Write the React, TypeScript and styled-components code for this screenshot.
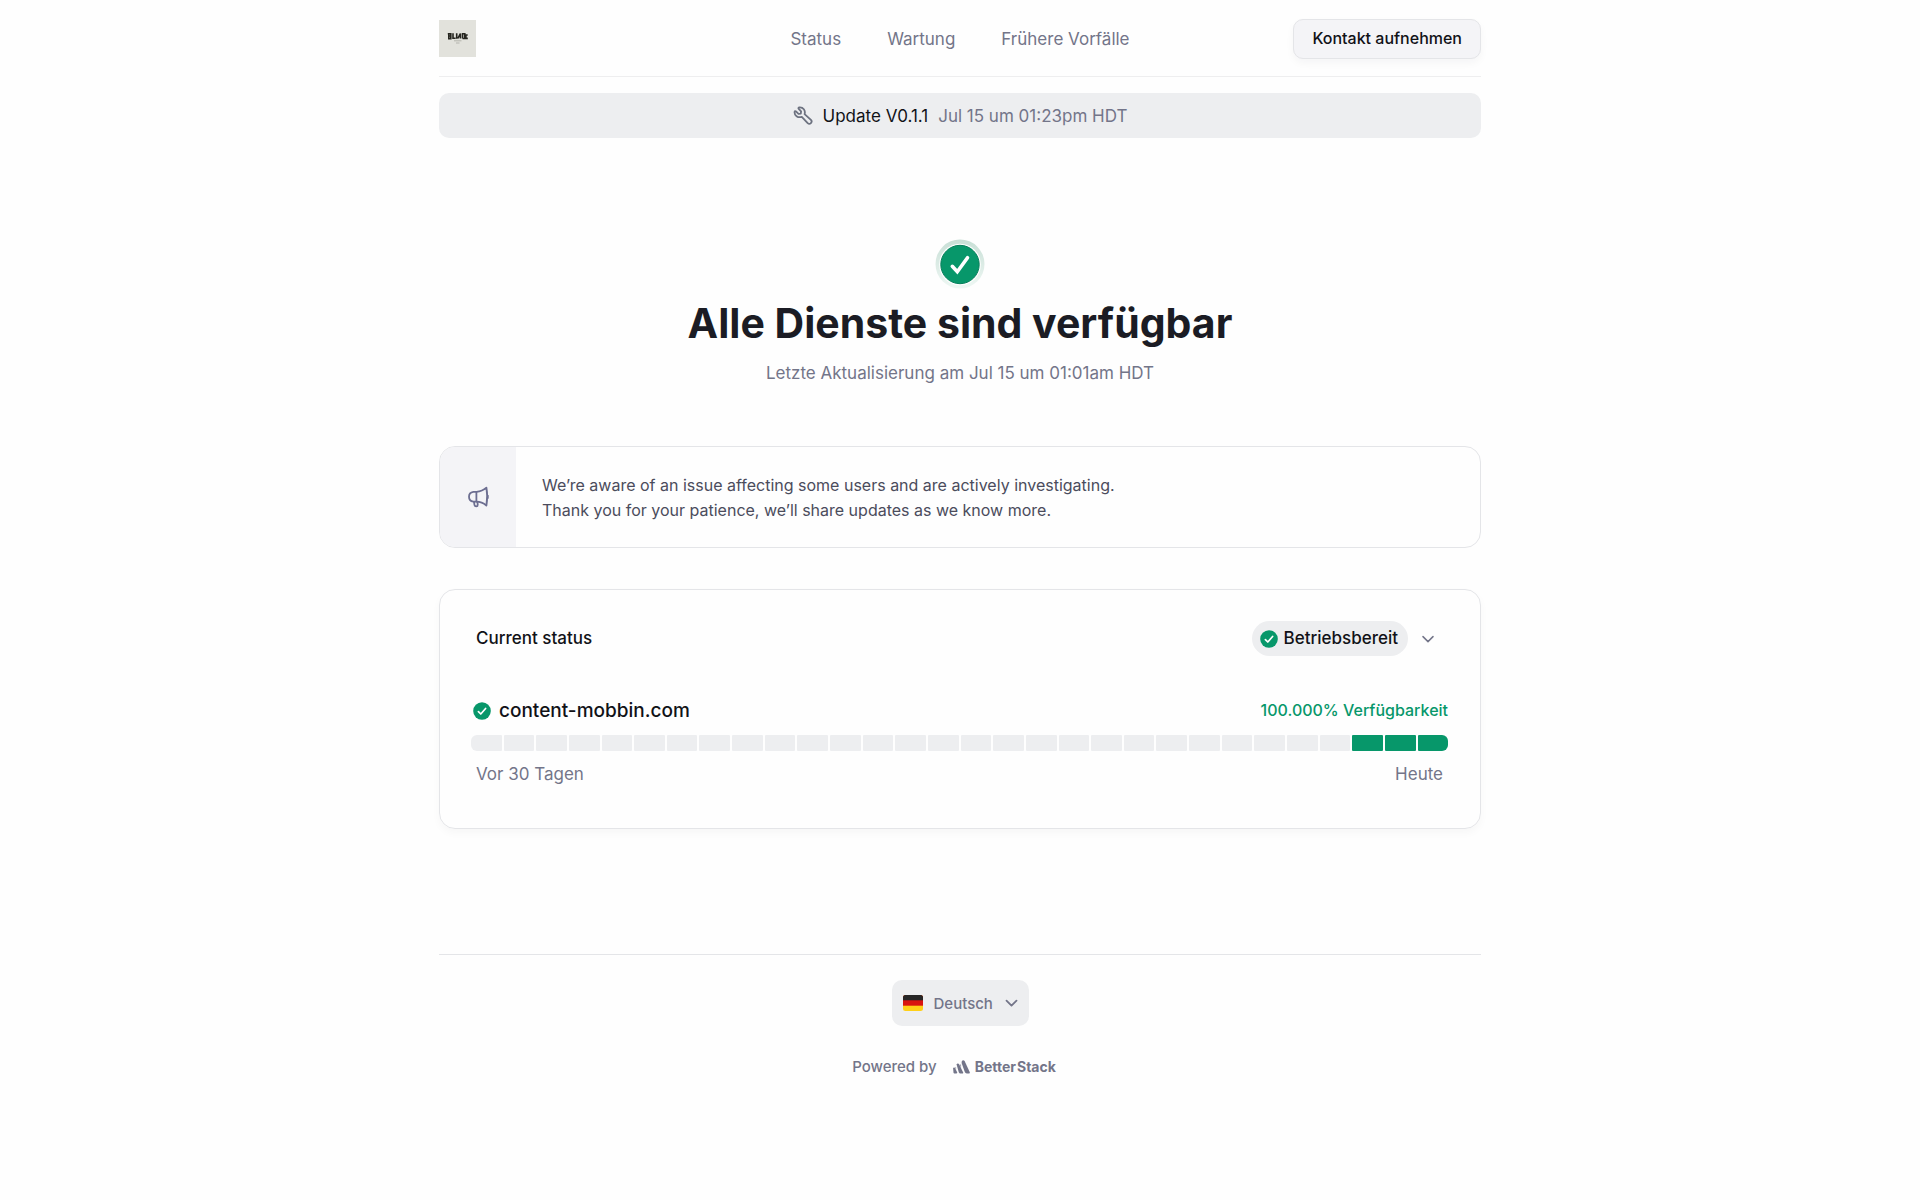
import React from "react";
import styled, { createGlobalStyle } from "styled-components";

const color = {
  ink: "#111217",
  title: "#1b1c24",
  body: "#4b4c5c",
  muted: "#737589",
  green: "#07976a",
  soft: "#edeef0",
  panel: "#f4f4f7",
  line: "#e4e5e8",
};

const GlobalStyle = createGlobalStyle`
  *, *::before, *::after { box-sizing: border-box; }
  body {
    margin: 0;
    background: #fefefe;
    color: ${color.ink};
    font-family: Inter, "Liberation Sans", sans-serif;
    font-size: 17px;
    line-height: 25px;
  }
  h1, h2, p { margin: 0; }
  button, select { font: inherit; color: inherit; }
  svg { display: block; flex: none; }
`;

const Page = styled.div`
  width: 100%;
  max-width: 1042px;
  margin: 0 auto;
`;

const Header = styled.header`
  display: grid;
  grid-template-columns: 1fr auto 1fr;
  align-items: center;
  height: 77px;
  padding-top: 1px;
  border-bottom: 1px solid #eeeeef;
`;

const LogoLink = styled.a`
  justify-self: start;
`;

const Nav = styled.nav`
  display: flex;
  gap: 46px;
  padding-top: 2px;
`;

const NavLink = styled.a`
  color: ${color.muted};
  text-decoration: none;
`;

const ContactButton = styled.button`
  justify-self: end;
  height: 40px;
  padding: 0 18px;
  border: 1px solid ${color.line};
  border-radius: 10px;
  background: ${color.panel};
  box-shadow: 0 4px 8px rgba(20, 20, 40, 0.04);
  color: ${color.ink};
  font-size: 16px;
  font-weight: 500;
`;

const Banner = styled.a`
  display: flex;
  align-items: center;
  justify-content: center;
  gap: 10px;
  height: 45px;
  margin-top: 16px;
  padding-top: 1px;
  border-radius: 10px;
  background: ${color.soft};
  color: ${color.muted};
  text-decoration: none;
`;

const BannerTitle = styled.span`
  color: ${color.ink};
`;

const Hero = styled.section`
  display: flex;
  flex-direction: column;
  align-items: center;
  padding: 101px 0 60px;
`;

const Title = styled.h1`
  margin-top: 6px;
  color: ${color.title};
  font-size: 41px;
  font-weight: 700;
  line-height: 56px;
`;

const Updated = styled.p`
  margin-top: 10px;
  color: ${color.muted};
`;

const Notice = styled.section`
  display: flex;
  overflow: hidden;
  border: 1px solid ${color.line};
  border-radius: 16px;
`;

const NoticeIcon = styled.div`
  display: flex;
  align-items: center;
  justify-content: center;
  width: 76px;
  background: ${color.panel};
`;

const NoticeText = styled.p`
  padding: 26px 26px 24px;
  color: ${color.body};
  font-size: 16px;
`;

const Card = styled.section`
  margin-top: 41px;
  padding: 31px 32px 41px 31px;
  border: 1px solid ${color.line};
  border-radius: 16px;
  box-shadow: 0 4px 8px rgba(20, 20, 40, 0.03);
`;

const CardHeader = styled.div`
  display: flex;
  align-items: center;
  justify-content: space-between;
  padding: 0 5px;
`;

const CardTitle = styled.h2`
  font-size: 17px;
  font-weight: 450;
`;

const Toggle = styled.button`
  display: flex;
  align-items: center;
  gap: 14px;
  padding: 0 9px 0 0;
  border: 0;
  background: none;
  font-weight: 450;
`;

const Pill = styled.span`
  display: flex;
  align-items: center;
  gap: 6px;
  height: 35px;
  padding: 0 10px 0 8px;
  border-radius: 18px;
  background: ${color.soft};
`;

const Monitor = styled.div`
  display: flex;
  align-items: center;
  justify-content: space-between;
  margin-top: 42px;
`;

const MonitorName = styled.div`
  display: flex;
  align-items: center;
  gap: 8px;
  padding-left: 2px;
  font-size: 19px;
  font-weight: 450;
`;

const Uptime = styled.span`
  color: ${color.green};
  font-size: 16px;
  font-weight: 500;
`;

const Days = styled.div`
  display: flex;
  gap: 2px;
  overflow: hidden;
  margin-top: 12px;
  border-radius: 6px;
`;

const Day = styled.span<{ $up: boolean }>`
  flex: 1;
  height: 16px;
  border-radius: 1px;
  background: ${(p) => (p.$up ? color.green : color.soft)};
`;

const Range = styled.div`
  display: flex;
  justify-content: space-between;
  margin-top: 11px;
  padding: 0 5px;
  color: ${color.muted};
`;

const Footer = styled.footer`
  display: flex;
  flex-direction: column;
  align-items: center;
  margin-top: 125px;
  padding: 25px 0 120px;
  border-top: 1px solid ${color.line};
  color: ${color.muted};
  font-size: 15px;
  font-weight: 500;
`;

const Language = styled.label`
  display: flex;
  align-items: center;
  height: 46px;
  padding: 0 11px;
  gap: 11px;
  border-radius: 10px;
  background: ${color.soft};
`;

const LanguageSelect = styled.select`
  padding: 0;
  border: 0;
  appearance: none;
  background: none;
`;

const Powered = styled.div`
  display: flex;
  align-items: center;
  gap: 16px;
  margin-top: 28px;
  padding-right: 12px;
`;

const Brand = styled.a`
  display: flex;
  align-items: center;
  gap: 5px;
  color: ${color.muted};
  font-size: 14px;
  font-weight: 650;
  text-decoration: none;
`;

const BrandName = styled.span`
  display: flex;
  gap: 1px;
`;

const CheckDot = () => (
  <svg width="18" height="18" viewBox="0 0 18 18" fill="none" aria-hidden="true">
    <circle cx="9" cy="9" r="8.8" fill={color.green} />
    <path d="M5.4 9.6l2.4 2.4 4.8-5.5" stroke="#fff" strokeWidth="1.7" strokeLinecap="round" strokeLinejoin="round" />
  </svg>
);

const HeroCheck = () => (
  <svg width="50" height="50" viewBox="0 0 50 50" fill="none" aria-hidden="true">
    <defs>
      <linearGradient id="halo" x1="0" y1="0" x2="0" y2="1">
        <stop offset="0" stopColor="#c8dfd6" />
        <stop offset="1" stopColor="#eff8f4" />
      </linearGradient>
    </defs>
    <circle cx="25" cy="25" r="24.5" fill="url(#halo)" />
    <circle cx="25" cy="25.5" r="20.8" fill="#fff" />
    <circle cx="25" cy="25.5" r="19.2" fill={color.green} stroke="#07805b" strokeWidth="1" />
    <path d="M17.3 27.3l5 5.4 10.2-14" stroke="#fff" strokeWidth="3.6" strokeLinecap="round" strokeLinejoin="miter" />
  </svg>
);

const Chevron = ({ width = 12, stroke = 1.5 }: { width?: number; stroke?: number }) => (
  <svg width={width} height="8" viewBox="0 0 12 8" fill="none" aria-hidden="true">
    <path d="M1 1.6l5 5 5-5" stroke={color.muted} strokeWidth={stroke} strokeLinecap="round" strokeLinejoin="round" />
  </svg>
);

const Wrench = () => (
  <svg width="20" height="20" viewBox="0 0 20 20" fill="none" aria-hidden="true">
    <path
      d="M5.7 2.8c-.6-.6-.2-1.3.7-1.4 3.8-.3 6.3 3 5.2 6.8l6.3 5.7a2.3 2.3 0 0 1-3.2 3.3l-5.9-6.3C4.8 12 1.2 9.5 1.6 5.9c.1-.9.8-1.100 1.400-.5l2.500 2.500 2.300-.3.3-2.300z"
      stroke="#6d7280"
      strokeWidth="1.8"
      strokeLinejoin="round"
      strokeLinecap="round"
    />
  </svg>
);

const Megaphone = () => (
  <svg width="22" height="22" viewBox="0 0 22 22" fill="none" stroke="#6c6e91" strokeWidth="1.8" strokeLinecap="round" strokeLinejoin="round" aria-hidden="true">
    <path d="M19.4 1.7C20.4 7 20.4 13.5 19.4 19.6C16.4 17 12.6 15.7 9.4 15.7H6.3A5 5 0 0 1 6.3 5.8H9.4C13 5.6 16.6 4.3 19.4 1.7z" />
    <path d="M9.4 5.8v9.9M20.8 9.6v2.4M7 15.8l.5 3.2c.4 2 3.3 1.9 3.2-.3l-.2-2.8" />
  </svg>
);

const Flag = () => (
  <svg width="20" height="16" viewBox="0 0 20 16" aria-hidden="true">
    <clipPath id="flag"><rect width="20" height="16" rx="2.5" /></clipPath>
    <g clipPath="url(#flag)">
      <rect width="20" height="16" fill="#ffd018" />
      <rect width="20" height="10.7" fill="#d9140f" />
      <rect width="20" height="5.3" fill="#262626" />
    </g>
  </svg>
);

const StackMark = () => (
  <svg width="17" height="14" viewBox="0 0 17 14" fill={color.muted} aria-hidden="true">
    <path d="M8.8 1.4C9.2.1 11 0 11.6 1.1L16.8 12.2c.2.8-.4 1.3-1 1.3h-2c-1 0-1.6-.5-2-1.4L8.6 3z" />
    <path d="M3.6 4.5c.3-1.2 1.8-1.4 2.4-.4l4.2 8.3c.2.7-.2 1.1-.9 1.1H7.4c-.8 0-1.3-.4-1.6-1.2z" />
    <path d="M.1 8.3c.2-1 1.3-1.2 1.8-.4l2.3 4.4c.2.7-.2 1.2-.8 1.2H1.8c-.7 0-1.2-.3-1.3-1.1z" />
    <path d="M8.1 3.8v4.3L6.9 5.3zM3.1 6.7v3.2L2.1 7.8z" opacity=".7" />
  </svg>
);

const OliverLogo = () => (
  <svg width="37" height="37" viewBox="0 0 37 37" fill="none" role="img" aria-label="Logo">
    <rect width="37" height="37" fill="#e2e2dc" />
    <g stroke="#25251f" strokeWidth="1.6">
      <path d="M8.8 13.8h3v4.8H9.8v-4.8M11.8 16H9.8M14 13.3v5h2.6M17.7 13.3v5.4M18.8 18.5l2.6-5v5M23.6 18.5v-4.7h2.2v4.7h-2.2M28.7 15h-1.8v3.4h1.9" />
    </g>
    <path d="M15 20.8h7.5M17 23h3.5" stroke="#a9a9a2" strokeWidth=".8" />
  </svg>
);

const days = Array.from({ length: 30 }, (_, i) => i >= 27);

export default function App() {
  return (
    <>
      <GlobalStyle />
      <Page>
        <Header>
          <LogoLink href="#"><OliverLogo /></LogoLink>
          <Nav>
            <NavLink href="#status">Status</NavLink>
            <NavLink href="#wartung">Wartung</NavLink>
            <NavLink href="#vorfaelle">Frühere Vorfälle</NavLink>
          </Nav>
          <ContactButton type="button">Kontakt aufnehmen</ContactButton>
        </Header>
        <Banner href="#wartung">
          <Wrench />
          <BannerTitle>Update V0.1.1</BannerTitle>
          <span>Jul 15 um 01:23pm HDT</span>
        </Banner>
        <main>
          <Hero>
            <HeroCheck />
            <Title>Alle Dienste sind verfügbar</Title>
            <Updated>Letzte Aktualisierung am Jul 15 um 01:01am HDT</Updated>
          </Hero>
          <Notice>
            <NoticeIcon><Megaphone /></NoticeIcon>
            <NoticeText>
              We’re aware of an issue affecting some users and are actively investigating.
              <br />
              Thank you for your patience, we’ll share updates as we know more.
            </NoticeText>
          </Notice>
          <Card>
            <CardHeader>
              <CardTitle>Current status</CardTitle>
              <Toggle type="button" aria-expanded="true">
                <Pill><CheckDot />Betriebsbereit</Pill>
                <Chevron />
              </Toggle>
            </CardHeader>
            <Monitor>
              <MonitorName><CheckDot />content-mobbin.com</MonitorName>
              <Uptime>100.000% Verfügbarkeit</Uptime>
            </Monitor>
            <Days>
              {days.map((up, i) => <Day key={i} $up={up} />)}
            </Days>
            <Range>
              <span>Vor 30 Tagen</span>
              <span>Heute</span>
            </Range>
          </Card>
        </main>
        <Footer>
          <Language>
            <Flag />
            <LanguageSelect aria-label="Sprache">
              <option>Deutsch</option>
            </LanguageSelect>
            <Chevron width={13} stroke={1.8} />
          </Language>
          <Powered>
            <span>Powered by</span>
            <Brand href="#betterstack">
              <StackMark />
              <BrandName><span>Better</span><span>Stack</span></BrandName>
            </Brand>
          </Powered>
        </Footer>
      </Page>
    </>
  );
}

§ Required task: Copy every line above that holds the word "components".

§ Complete output:
Write the React, TypeScript and styled-components code for this screenshot.
import styled, { createGlobalStyle } from "styled-components";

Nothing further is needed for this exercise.